Ранний тип остекления, как на «Харрикейне», ограничивал видимость, будучи закрытым, а когда я открыл его, спутная струя ринулась вперёд, вытрясая пыль из самолёта. Потому я закрыл фонарь и приступил к выполнению посадок с немедленными взлётами, испытывая некоторый комплекс вины с примесью клаустрофобии – я изменил многолетней привычке, взлетать и садиться с открытым фонарём. В результате, я не проникся чувством к P-47B, он же Mark I, но, когда, несколько недель спустя, к нам поступили Mark II, они же P-47D с каплевидными фонарями, я был приятно удивлён тем, как они изменились. Это были первые, в моей лётной практике, истребители с каплевидными фонарями, сравнить было не с чем. Но вот видимость…
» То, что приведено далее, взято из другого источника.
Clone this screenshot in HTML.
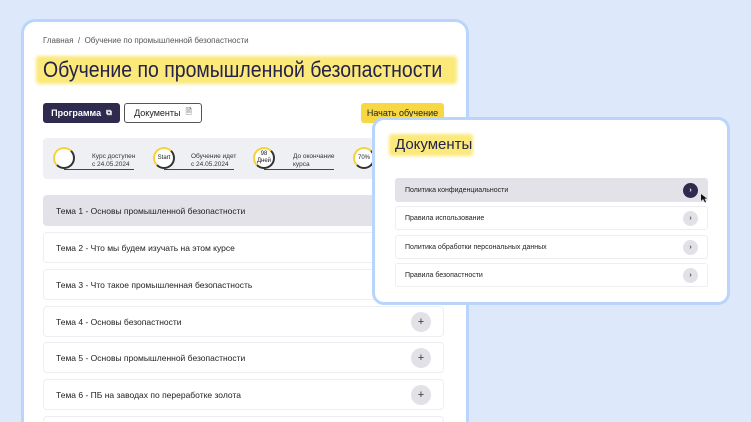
<!DOCTYPE html>
<html style="overflow:hidden;width:751px;height:422px"><head><meta charset="utf-8"><style>
*{box-sizing:border-box;margin:0;padding:0}
body{width:751px;height:422px;overflow:hidden;background:#dde9fb;font-family:"Liberation Sans",sans-serif;position:relative;color:#222}
.card{position:absolute;left:21px;top:19px;width:448px;height:403px;background:#fff;border:3px solid #b9d5fb;border-bottom:none;border-radius:14px 14px 0 0}
.abs{position:absolute}
.bc{left:43px;top:36px;font-size:8px;color:#555}
.hl{background:#fbe97a;filter:blur(1.5px);border-radius:3px}
.title{left:43px;top:57px;font-size:22px;color:#24224a;transform:scaleX(0.885);transform-origin:0 0;white-space:nowrap}
.btn{height:20px;border-radius:3px;font-size:9px;display:flex;align-items:center;justify-content:center}
.stats{left:43px;top:138px;width:401px;height:41px;background:#eff0f4;border-radius:4px}
.ring{width:22px;height:22px;border-radius:50%;border:2px solid #f3d23c;border-right-color:#333;border-bottom-color:#333;font-size:6px;display:flex;align-items:center;justify-content:center;text-align:center;line-height:7px;background:#fff}
.st{font-size:6.5px;line-height:8px;color:#333}
.line{height:1px;background:#444}
.row{left:43px;width:401px;height:31px;border:1px solid #eceef2;border-radius:4px;font-size:8.5px;display:flex;align-items:center;padding-left:12px;background:#fff}
.plus{position:absolute;right:12px;top:5px;width:20px;height:20px;border-radius:50%;background:#e2e1e7;font-size:11px;display:flex;align-items:center;justify-content:center;color:#333}
.pop{left:372px;top:117px;width:358px;height:188px;background:#fff;border:3px solid #b9d5fb;border-radius:12px}
.it{left:395px;width:313px;height:24px;border:1px solid #eceef2;border-radius:3px;font-size:7px;display:flex;align-items:center;padding-left:9px;background:#fff}
.arr{position:absolute;right:9px;top:4px;width:15px;height:15px;border-radius:50%;background:#e2e1e7;font-size:7px;display:flex;align-items:center;justify-content:center;font-weight:bold;color:#444}
</style></head><body>
<div class="card"></div>
<div class="abs bc">Главная &nbsp;/ &nbsp;Обучение по промышленной безопастности</div>
<div class="abs hl" style="left:36px;top:56px;width:421px;height:28px"></div>
<div class="abs title">Обучение по промышленной безопастности</div>
<div class="abs btn" style="left:43px;top:103px;width:77px;background:#2e2b4f;color:#fff;font-weight:bold">Программа &nbsp;<span style="font-size:8px">⧉</span></div>
<div class="abs btn" style="left:124px;top:103px;width:78px;border:1px solid #555;color:#222">Документы &nbsp;<span style="font-size:8px">🗎</span></div>
<div class="abs btn" style="left:361px;top:103px;width:83px;background:#f7d842;color:#222">Начать обучение</div>
<div class="abs stats"></div>
<div class="abs ring" style="left:53px;top:147px"></div>
<div class="abs line" style="left:64px;top:169px;width:70px"></div>
<div class="abs st" style="left:92px;top:153px">Курс доступен<br>с 24.05.2024</div>
<div class="abs ring" style="left:153px;top:147px">Start</div>
<div class="abs line" style="left:164px;top:169px;width:70px"></div>
<div class="abs st" style="left:191px;top:153px">Обучение идет<br>с 24.05.2024</div>
<div class="abs ring" style="left:253px;top:147px">98<br>Дней</div>
<div class="abs line" style="left:264px;top:169px;width:70px"></div>
<div class="abs st" style="left:293px;top:153px">До окончание<br>курса</div>
<div class="abs ring" style="left:353px;top:147px">70%</div>
<div class="abs row" style="top:195px;background:#e3e2e8;border-color:#e3e2e8">Тема 1 - Основы промышленной безопастности</div>
<div class="abs row" style="top:232px">Тема 2 - Что мы будем изучать на этом курсе</div>
<div class="abs row" style="top:269px">Тема 3 - Что такое промышленная безопастность</div>
<div class="abs row" style="top:306px">Тема 4 - Основы безопастности<div class="plus">+</div></div>
<div class="abs row" style="top:342px">Тема 5 - Основы промышленной безопастности<div class="plus">+</div></div>
<div class="abs row" style="top:379px">Тема 6 - ПБ на заводах по переработке золота<div class="plus">+</div></div>
<div class="abs row" style="top:416px;height:6px;border-bottom:none;border-radius:4px 4px 0 0"></div>
<div class="abs pop"></div>
<div class="abs hl" style="left:389px;top:134px;width:84px;height:22px"></div>
<div class="abs" style="left:395px;top:136px;font-size:15px;color:#24224a">Документы</div>
<div class="abs it" style="top:178px;background:#e3e2e8;border-color:#e3e2e8">Политика конфиденциальности<div class="arr" style="background:#2e2b4f;color:#fff">›</div></div>
<div class="abs it" style="top:206px">Правила использование<div class="arr">›</div></div>
<div class="abs it" style="top:235px">Политика обработки персональных данных<div class="arr">›</div></div>
<div class="abs it" style="top:263px">Правила безопастности<div class="arr">›</div></div>
<svg class="abs" style="left:701px;top:194px" width="7" height="9"><path d="M0 0L0 7L2 5L4 8.5L5 8L3.5 4.8L6 4.6Z" fill="#111"/></svg>
</body></html>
До того, это было так, словно органист сидел ниже уровня пола, в ожидании нажатия на кнопку, которая приподнимет его насест. На новом «Тандерболте» сиденье изначально находилось высоко, и вся совокупность компонентов была на виду у публики – защищённая от осадков удлинённым колпаком «Перспекс», обращённым выпуклой частью вверх. Это изменение явилось откровением, с одним только неудобством – обзор казался чрезмерным!
Старые кабины закрытого типа давали психологическое чувство защищённости - всё равно, что укрываться одеялом с головой во время бомбёжки. Под каплевидным фонарём органист – простите, пилот, был столь явственно незащищён, что его незамедлительной (и очень человеческой) реакцией было желание спрятаться. Осмотрительные американцы предусмотрели на этот случай зелёные занавески – якобы, чтобы солнце не слепило. Они, вероятно, чувствовали себя на удивление комфортно во время вылетов на задания.
Как старший пилот-инструктор 73-й истребительной части оперативной подготовки (к тому времени мы базировались в Файиде, на берегу Суэцкого канала), я был обязан излагать методику полётов на этих…чикагских пианино. Руководство предписывало заходить на посадку на полном газу и садиться на две точки – и то и другое я категорически не принял. Заход с планированием и посадка на три точки, были, по моему мнению, единственным способом прочувствовать любой самолёт. Хорошего пилота можно распознать по умению безошибочно определить, где его машина коснётся земли, а не по беспечной воздушной акробатике в небе, не грозящем никакими непредвиденными помехами; любому под силу вести лайнер «Куин Мэри» в центре Атлантики, но, чтобы точно завести судно в док, нужен опытный лоцман.
Итак, заходы с планирования и посадки на две точки изучались и осваивались, и, хотя, с земли это выглядело так, словно курсант пытается накрыть с пикирования автомобиль управления полётами в конце полосы, он прилежно держал скорость в пределах ста тридцати миль в час, выполняя разворот с планированием. Смотреть на это было страшно, и, в случае сваливания, они бы не выкарабкались - «Тандерболт» проваливался мгновенно, а штопорил яростно – но, насколько я помню, никто не пустил пенку, и заход с планирования с посадкой на две точки вскоре стал обычным делом - как оно, собственно, и должно было быть. Мне пришлось слегка набить цену, чтобы достичь этого – украсить нос каждого «Тандерболта» аляповатой эмблемой в виде пикового туза и черепа, а один, элитный, на котором, кроме меня, летал только начальник авиабазы, покрасить целиком в чёрный цвет с красными молниями вдоль борта. Трюк сработал! Под занавес, обучаться в авиационном крыле «Пиковый туз» было уже престижно.
Р-47 удивительно легко управлялся по крену, но не по тангажу – что особенно проявлялось в учебных боях и в высшем пилотаже. «Спитфайр», «Киттихоук», да и большинство других истребителей с лёгкостью обходили «Тандерболт» на виражах, но ускорение в глубоком пике – это было что-то, что стоило испытать: четырнадцать тысяч фунтов и две тысячи лошадей за несколько секунд подводили вас к границе звукового барьера, что, несомненно, компенсировало недостаточную маневренность.
Итак, мы возвращаемся к огневой мощи – и точности ведения огня.
Однажды, поспорив с кем-то в баре, я частично наполнил песком шесть бочек из-под масла и построил пирамиду, возвышавшуюся над неиспользуемой площадкой, отгороженной мешками с песком, на дальнем краю аэродрома.
«Я выбью верхнюю бочку в первом пике, две бочки в середине - во втором, и три бочки в основании пирамиды – в третьем» - объявил я, и ставки были сделаны.
Я добился своего!
Но весь секрет шоу заключался в том, что моя платформа для вооружений была стабильна, как утёс – я был слишком занят, распоряжаясь двухстами прибамбасинами в кабине-органе, чтобы уделять внимание точности выдерживания и прицеливания.
По правде говоря, у меня было ощущение, что я, для этого, не особо-то и нужен!